Helena Dalli, Minister for Civil Liberties, spoke at a seminar called “Perspectives of Rainbow Families in Malta” and said that she is “ashamed” it took Malta “so long” to legislate for “civil unions” between people of the same gender. I think it’s time for Minister Dalli to get a grip on herself, on this matter at least, because she is being to sound fatuous.

Exactly what is she ashamed of, and where has the delay been? Malta is hardly the frontrunner in pushing the boundaries of social convention, but there again, it sits with much of the rest of the civilised and democratic world, and is no different. If Minister Dalli imagines that there is any country, anywhere in the world, in which homosexual men and women did not have precisely the same difficulties they had in Malta, even in the last couple of decades, she is dreaming. Making comparisons with life in big metropolises, in capital cities where people are anonymous and so can do pretty much as they please, is ridiculous. Amsterdam never was representative of the rest of The Netherlands. London never was representative of the rest of Britain; gay men and women had a hard time in cities in the rest of the United Kingdom because they had far less anonymity there. To suggest that New York City is the United States is laughable. Outside Paris, the French are among the most conservative people in the world – and indeed, held possibly the world’s biggest demonstration against legislation for same-sex marriage when Hollande came to power. It wasn’t that long before Malta legislated, so perhaps Hollande should give a press conference telling us how ashamed he is.

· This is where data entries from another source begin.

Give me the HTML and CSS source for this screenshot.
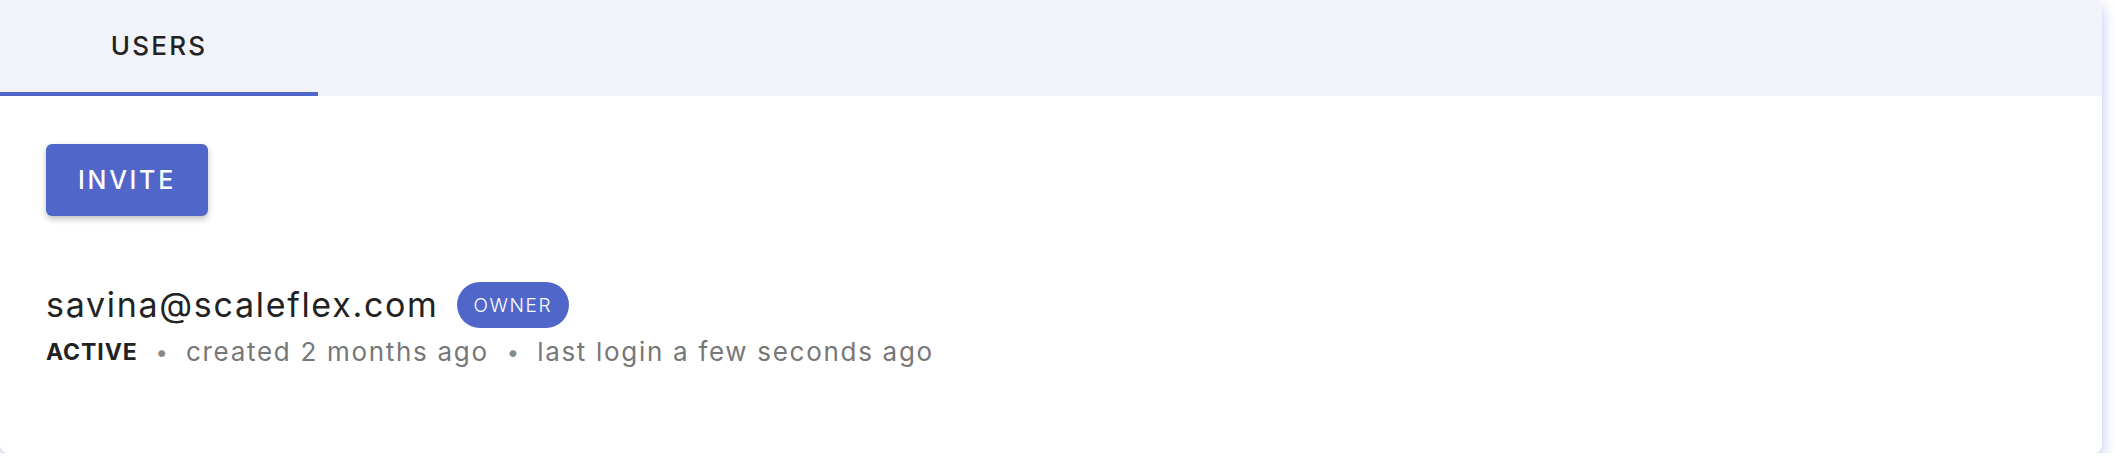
FILE: index.html
```html
<!DOCTYPE html>
<html lang="en">
<head>
    <meta charset="UTF-8">
    <title>Users</title>
    <link rel="stylesheet" href="styles.css">
</head>
<body>

    <!-- users panel -->
    <div class="card">
        <div class="tabs">
            <div class="tab active">USERS</div>
        </div>

        <div class="content">
            <button class="invite-button">INVITE</button>

            <div class="user">
                <div class="user-head">
                    <span class="user-email">savina@scaleflex.com</span>
                    <span class="role-badge">OWNER</span>
                </div>
                <div class="user-meta">
                    <span class="status">ACTIVE</span>
                    <span class="dot">&bull;</span>
                    <span>created 2 months ago</span>
                    <span class="dot">&bull;</span>
                    <span>last login a few seconds ago</span>
                </div>
            </div>
        </div>
    </div>

</body>
</html>
```

FILE: styles.css
```css
body {
    margin: 0;
    background-color: #fff;
    font-family: Inter, "Noto Sans", sans-serif;
    color: #222;
}

/* panel */
.card {
    width: 2102px;
    height: 453px;
    background-color: #fff;
    border-radius: 0 8px 8px 8px;
    box-shadow: 0 5px 14px rgba(81, 102, 201, 0.4);
    overflow: hidden;
}

.tabs {
    display: flex;
    height: 96px;
    background-color: #f2f2fb;
}

.tab {
    width: 318px;
    box-sizing: border-box;
    display: flex;
    align-items: center;
    justify-content: center;
    padding-bottom: 2px;
    font-size: 26px;
    font-weight: 500;
    letter-spacing: 2.2px;
    color: #222;
}

.tab.active {
    border-bottom: 4px solid #5166c9;
}

.content {
    padding: 48px 46px 0;
}

.invite-button {
    width: 162px;
    height: 72px;
    border: none;
    border-radius: 6px;
    background-color: #5166c9;
    color: #fff;
    font-family: Inter, "Noto Sans", sans-serif;
    font-size: 25px;
    font-weight: 500;
    letter-spacing: 2.7px;
    box-shadow: 0 3px 6px rgba(0, 0, 0, 0.25);
    cursor: pointer;
}

.user {
    margin-top: 66px;
}

.user-head {
    display: flex;
    align-items: center;
    gap: 18px;
}

.user-email {
    font-size: 34px;
    line-height: 44px;
    letter-spacing: 1.7px;
    color: #222;
}

.role-badge {
    display: inline-flex;
    align-items: center;
    height: 46px;
    padding: 0 17px;
    border-radius: 23px;
    background-color: #5166c9;
    color: #fff;
    font-size: 19px;
    font-weight: 300;
    letter-spacing: 1.6px;
}

.user-meta {
    display: flex;
    align-items: center;
    gap: 18px;
    margin-top: 8px;
    font-size: 26px;
    line-height: 32px;
    letter-spacing: 1.7px;
    color: #777;
}

.status {
    font-size: 23px;
    font-weight: 700;
    color: #222;
    letter-spacing: 0.9px;
}

.dot {
    color: #888;
    font-size: 22px;
    letter-spacing: 0;
}
```
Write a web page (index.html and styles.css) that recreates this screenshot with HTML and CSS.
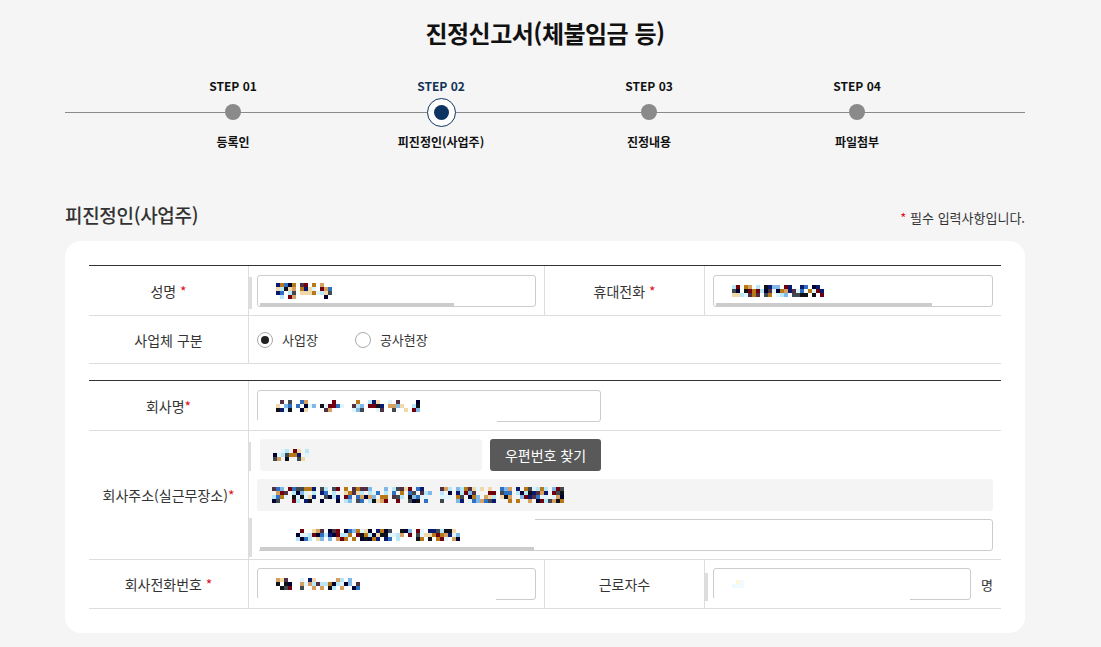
FILE: index.html
```html
<!DOCTYPE html>
<html lang="ko">
<head>
<meta charset="utf-8">
<title>진정신고서(체불임금 등)</title>
<link rel="stylesheet" href="styles.css">
</head>
<body>
<div class="page">
  <h1 class="title">진정신고서(체불임금 등)</h1>

  <ol class="steps">
    <li class="step"><span class="step-no">STEP 01</span><span class="dot-wrap"><span class="dot"></span></span><span class="step-name">등록인</span></li>
    <li class="step active"><span class="step-no">STEP 02</span><span class="dot-wrap"><span class="dot"></span></span><span class="step-name">피진정인(사업주)</span></li>
    <li class="step"><span class="step-no">STEP 03</span><span class="dot-wrap"><span class="dot"></span></span><span class="step-name">진정내용</span></li>
    <li class="step"><span class="step-no">STEP 04</span><span class="dot-wrap"><span class="dot"></span></span><span class="step-name">파일첨부</span></li>
  </ol>

  <div class="sec-head">
    <h2 class="sec-title">피진정인(사업주)</h2>
    <p class="req-note"><span class="req">*</span> 필수 입력사항입니다.</p>
  </div>

  <div class="card">
    <div class="form-table">
      <div class="th"><span>성명 <span class="req">*</span></span></div>
      <div class="td pt9">
        <div class="field lbar"><span class="mosaic" data-cols="14" data-rows="4" data-seed="7"></span><span class="hbar hb-name"></span></div>
      </div>
      <div class="th"><span>휴대전화 <span class="req">*</span></span></div>
      <div class="td pt9 last">
        <div class="field"><span class="mosaic" data-cols="23" data-rows="3" data-seed="19"></span><span class="hbar hb-phone"></span></div>
      </div>

      <div class="th"><span>사업체 구분</span></div>
      <div class="td span3 last radios">
        <label class="radio checked"><span class="circle"></span>사업장</label>
        <label class="radio"><span class="circle"></span>공사현장</label>
      </div>
    </div>

    <div class="form-table second">
      <div class="th"><span>회사명<span class="req">*</span></span></div>
      <div class="td pt9 span3 last">
        <div class="field w-company"><span class="mosaic" data-cols="36" data-rows="3" data-seed="31" data-gap="17"></span><span class="mask-b mb-company"></span></div>
      </div>

      <div class="th"><span>회사주소(실근무장소)<span class="req">*</span></span></div>
      <div class="td span3 last addr">
        <div class="addr-row">
          <div class="zip lbar"><span class="mosaic" data-cols="9" data-rows="3" data-seed="43"></span></div>
          <button class="btn-zip" type="button">우편번호 찾기</button>
        </div>
        <div class="addr-main"><span class="mosaic" data-cols="73" data-rows="4" data-seed="57" data-gap="40"></span></div>
        <div class="field addr-detail lbar"><span class="mosaic" data-cols="46" data-rows="3" data-seed="71"></span><span class="mask-t"></span><span class="mask-l"></span><span class="hbar hb-detail"></span></div>
      </div>

      <div class="th"><span>회사전화번호 <span class="req">*</span></span></div>
      <div class="td">
        <div class="field"><span class="mosaic" data-cols="21" data-rows="3" data-seed="89" data-gap="4"></span><span class="mask-b mb-tel"></span></div>
      </div>
      <div class="th"><span>근로자수</span></div>
      <div class="td last count">
        <div class="field lbar grow"><span class="mosaic" data-cols="3" data-rows="2" data-seed="5" data-pale="1"></span><span class="mask-b mb-count"></span></div>
        <span class="unit">명</span>
      </div>
    </div>
  </div>
</div>
<script src="mosaic.js"></script>
</body>
</html>
```

FILE: styles.css
```css
* { box-sizing: border-box; }

body {
  margin: 0;
  background: #f5f5f5;
  font-family: "Noto Sans CJK KR", "Noto Sans", sans-serif;
  color: #333;
}

.page {
  width: 960px;
  margin-left: 65px;
  padding-top: 16px;
}

.title {
  margin: 0;
  text-align: center;
  font-size: 24px;
  line-height: 34px;
  font-weight: 700;
  color: #111;
  letter-spacing: -0.5px;
}

/* steps */
.steps {
  list-style: none;
  margin: 27px 0 0;
  padding: 0 64px;
  display: flex;
  position: relative;
}
.steps::before {
  content: "";
  position: absolute;
  left: 0;
  right: 0;
  top: 35px;
  height: 1px;
  background: #8a8a8a;
}
.step {
  flex: 1;
  display: flex;
  flex-direction: column;
  align-items: center;
  position: relative;
  z-index: 1;
}
.step-no {
  font-size: 12px;
  font-weight: 700;
  line-height: 18px;
  color: #111;
}
.dot-wrap {
  height: 30px;
  margin-top: 2px;
  display: flex;
  align-items: center;
  justify-content: center;
}
.dot {
  width: 16px;
  height: 16px;
  border-radius: 50%;
  background: #8a8a8a;
}
.step-name {
  margin-top: 6px;
  font-size: 12px;
  font-weight: 700;
  line-height: 18px;
  color: #111;
}
.active .step-no { color: #123258; }
.active .dot {
  width: 29px;
  height: 29px;
  background: #fff;
  border: 1.5px solid #0e3562;
  display: flex;
  align-items: center;
  justify-content: center;
}
.active .dot::after {
  content: "";
  width: 15px;
  height: 15px;
  border-radius: 50%;
  background: #0e3562;
}

/* section header */
.sec-head {
  margin-top: 50px;
  display: flex;
  justify-content: space-between;
  align-items: baseline;
}
.sec-title {
  margin: 0;
  font-size: 19px;
  line-height: 28px;
  font-weight: 500;
  color: #333;
  letter-spacing: -0.3px;
}
.req-note {
  margin: 0;
  font-size: 13px;
  color: #333;
}
.req { color: #e0101e; }

/* card */
.card {
  margin-top: 12px;
  background: #fff;
  border-radius: 16px;
  padding: 24px;
}

.form-table {
  display: grid;
  grid-template-columns: 160px 296px 160px 296px;
  border-top: 1px solid #333;
}
.form-table.second { margin-top: 16px; }

.th, .td {
  border-bottom: 1px solid #ddd;
  border-right: 1px solid #ddd;
}
.th {
  display: flex;
  align-items: center;
  justify-content: center;
  font-size: 14px;
  color: #333;
}
.td {
  padding: 8px;
}
.td.pt9 { padding-top: 9px; }
.td.last { border-right: none; }
.span3 { grid-column: span 3; }

/* fields */
.field {
  height: 32px;
  border: 1px solid #ccc;
  border-radius: 3px;
  background: #fff;
  position: relative;
  display: flex;
  align-items: center;
  padding-left: 18px;
}
.mosaic { display: block; line-height: 0; }
.mosaic svg { display: block; }

.lbar::before {
  content: "";
  position: absolute;
  left: -9px;
  top: 1px;
  bottom: -3px;
  width: 3px;
  background: #ddd;
}
.hbar {
  position: absolute;
  left: 2px;
  bottom: 0;
  height: 3px;
  background: #ccc;
}
.hb-name { width: 194px; }
.hb-phone { width: 216px; }
.hb-detail { width: 274px; }

.mask-b {
  position: absolute;
  left: -1px;
  bottom: -1px;
  height: 2px;
  background: #fff;
}
.mb-company { width: 240px; }
.mb-tel { width: 239px; }
.mb-count { width: 197px; }
.mask-t {
  position: absolute;
  left: -1px;
  top: -1px;
  width: 278px;
  height: 2px;
  background: #fff;
}
.mask-l {
  position: absolute;
  left: -1px;
  top: -1px;
  bottom: -1px;
  width: 2px;
  background: #fff;
}

.w-company { width: 344px; }

/* radios */
.radios {
  height: 48px;
  display: flex;
  align-items: center;
  padding: 0 8px;
}
.radio {
  display: flex;
  align-items: center;
  font-size: 13px;
  color: #333;
  margin-right: 37px;
}
.circle {
  width: 16px;
  height: 16px;
  border: 1px solid #aaa;
  border-radius: 50%;
  margin-right: 9px;
  display: flex;
  align-items: center;
  justify-content: center;
  background: #fff;
}
.checked .circle::after {
  content: "";
  width: 8px;
  height: 8px;
  border-radius: 50%;
  background: #222;
}

/* address */
.addr {
  display: flex;
  flex-direction: column;
  gap: 8px;
}
.addr-row {
  display: flex;
  gap: 8px;
}
.zip {
  position: relative;
  margin-left: 3px;
  width: 222px;
  height: 32px;
  background: #f4f4f4;
  border-radius: 3px;
  display: flex;
  align-items: center;
  padding-left: 13px;
}
.zip.lbar::before { left: -12px; top: 3px; bottom: 0; }
.btn-zip {
  width: 111px;
  height: 32px;
  border: none;
  border-radius: 3px;
  background: #595959;
  color: #fff;
  font-family: inherit;
  font-size: 14px;
  padding: 0;
}
.addr-main {
  width: 736px;
  height: 32px;
  background: #f4f4f4;
  border-radius: 3px;
  display: flex;
  align-items: center;
  padding-left: 15px;
}
.addr-detail { width: 736px; }
.addr-detail.lbar::before { top: -2px; bottom: -7px; }

/* count */
.count {
  display: flex;
  align-items: center;
}
.grow { flex: 1; }
.count .lbar::before { top: 4px; bottom: -2px; }
.unit {
  font-size: 13px;
  color: #333;
  margin-left: 10px;
  margin-right: 0;
}
```

FILE: mosaic.js
```js
(function () {
  var pal = ["#101018", "#0a1a70", "#700010", "#b87818", "#d8a060", "#f0d8a8",
             "#3070c0", "#80b8e8", "#b8e8f8", "#e0f4fc", "#404850", "#503040", "#000030"];
  var pale = ["#fff8d8", "#e0f6ff", "#f0fbff"];
  var ns = "http://www.w3.org/2000/svg";
  function rng(seed) {
    var s = seed;
    return function () { s = (s * 9301 + 49297) % 233280; return s / 233280; };
  }
  var list = document.querySelectorAll(".mosaic");
  for (var i = 0; i < list.length; i++) {
    var el = list[i];
    var cols = +el.getAttribute("data-cols");
    var rows = +el.getAttribute("data-rows");
    var seed = +el.getAttribute("data-seed") || 1;
    var gap = el.hasAttribute("data-gap") ? +el.getAttribute("data-gap") : -1;
    var p = el.hasAttribute("data-pale") ? pale : pal;
    var R = rng(seed);
    var svg = document.createElementNS(ns, "svg");
    svg.setAttribute("width", cols * 4);
    svg.setAttribute("height", rows * 4);
    svg.setAttribute("shape-rendering", "crispEdges");
    for (var x = 0; x < cols; x++) {
      if (gap >= 0 && (x === gap || x === gap + 1)) continue;
      if (R() < 0.08) continue;
      for (var y = 0; y < rows; y++) {
        var mid = (y > 0 && y < rows - 1) ? 0.88 : 0.6;
        if (R() < mid) {
          var r = document.createElementNS(ns, "rect");
          r.setAttribute("x", x * 4);
          r.setAttribute("y", y * 4);
          r.setAttribute("width", 4);
          r.setAttribute("height", 4);
          r.setAttribute("fill", p[Math.floor(R() * p.length)]);
          svg.appendChild(r);
        }
      }
    }
    el.appendChild(svg);
  }
})();
```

The Netherlands was the first country in the world to enact laws allowing two men or two women to marry each other, and that was just 13 years ago. It’s not as though the rest of the civilised world tripped over itself to follow suit, either. In the United States, only a smattering of states allows a form of civil union between people of the same gender, and most are not full-on marriage. So you’re ‘married’ in one state, but drive into another state and you’re not married there.

At the last count – it’s hard to keep track – only 10 EU member states besides Malta had legislated for same-sex marriage. There are another 17 which haven’t, and which have no foreseeable plans to do so. The United Kingdom legislated last year: perhaps David Cameron, too, should speak at a seminar and talk about his shame?

It is immensely irritating, too, the way Minister Dalli and her government must insist on referring to this as a civil union. When a man and woman marry civilly under Maltese law, we do not call it a civil union. We call it marriage. Precisely the same laws come into effect when two people of the same gender sign that exact same contract before an official of the Public Registry, in a ceremony that doesn’t differ to the one between a man and a woman. So why is one a civil union but the other a marriage?

It’s about perception and semantics. Joseph Muscat had said before the general election that he believes couples of the same gender should be allowed to tie the knot ‘civilly’ (he hardly has control over what churches allow) but that he believes actual marriage is for a man and a woman. Having had to stick to that but also keep the gay lobby happy in return for its having rounded up a good chunk of the Labour vote, we had the usual fiddle: marriage for same-sex couples that is identical to marriage for men and women, but with a different name: civil unions.

Elsewhere in Europe (and North America, but we needn’t go into that) a marriage is a marriage and a civil union is a civil union, and the reason they are different is not the gender of the people involved, but the rights and responsibilities inherent in the contract. Civil unions are called that because they are not marriage, with fewer rights and fewer responsibilities. If you say ‘civil union’ in Britain – which had that regime as a precursor to full-on same-sex marriage – the assumption is that your contract is different to the marriage contract.

Now in Malta, because of all this playing around with semantics to save face and keep people happy, we have people saying they are ‘marrying by civil union’. You can’t marry by civil union. You either marry, or you contract a civil union. Is this the only place in the world where an identical marriage contract and ceremony has two different names, depending on your gender?